Problem requirements >> Each line of the listing must be transcribed exactly, except for the images, which should be excluded.

Information shown >>
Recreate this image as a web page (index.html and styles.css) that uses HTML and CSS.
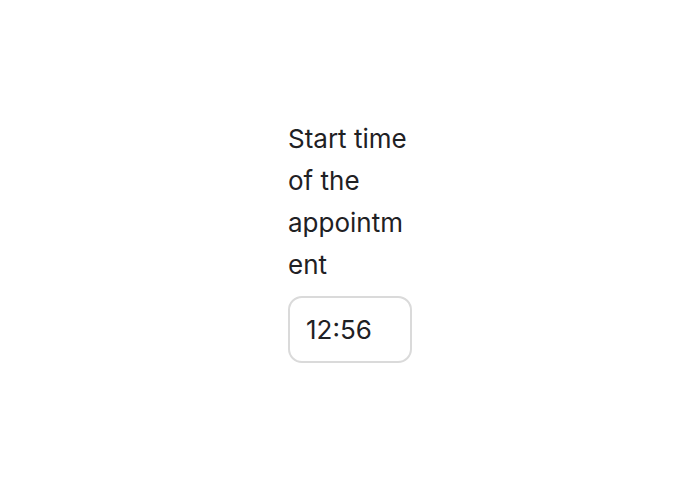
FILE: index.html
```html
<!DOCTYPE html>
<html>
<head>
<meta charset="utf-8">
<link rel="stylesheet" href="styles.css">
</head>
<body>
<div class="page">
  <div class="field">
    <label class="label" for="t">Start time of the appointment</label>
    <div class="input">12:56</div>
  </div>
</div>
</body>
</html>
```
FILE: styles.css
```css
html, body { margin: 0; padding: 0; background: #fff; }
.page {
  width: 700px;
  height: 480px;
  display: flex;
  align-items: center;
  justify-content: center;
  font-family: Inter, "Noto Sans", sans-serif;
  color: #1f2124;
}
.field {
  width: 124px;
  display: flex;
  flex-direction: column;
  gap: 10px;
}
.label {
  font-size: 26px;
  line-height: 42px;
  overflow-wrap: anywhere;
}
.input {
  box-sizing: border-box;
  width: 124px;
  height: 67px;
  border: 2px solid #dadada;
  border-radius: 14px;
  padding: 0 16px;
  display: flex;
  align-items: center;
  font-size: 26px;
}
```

Final answer >>
Recreate this image as a web page (index.html and styles.css) that uses HTML and CSS.
FILE: index.html
```html
<!DOCTYPE html>
<html>
<head>
<meta charset="utf-8">
<link rel="stylesheet" href="styles.css">
</head>
<body>
<div class="page">
  <div class="field">
    <label class="label" for="t">Start time of the appointment</label>
    <div class="input">12:56</div>
  </div>
</div>
</body>
</html>
```
FILE: styles.css
```css
html, body { margin: 0; padding: 0; background: #fff; }
.page {
  width: 700px;
  height: 480px;
  display: flex;
  align-items: center;
  justify-content: center;
  font-family: Inter, "Noto Sans", sans-serif;
  color: #1f2124;
}
.field {
  width: 124px;
  display: flex;
  flex-direction: column;
  gap: 10px;
}
.label {
  font-size: 26px;
  line-height: 42px;
  overflow-wrap: anywhere;
}
.input {
  box-sizing: border-box;
  width: 124px;
  height: 67px;
  border: 2px solid #dadada;
  border-radius: 14px;
  padding: 0 16px;
  display: flex;
  align-items: center;
  font-size: 26px;
}
```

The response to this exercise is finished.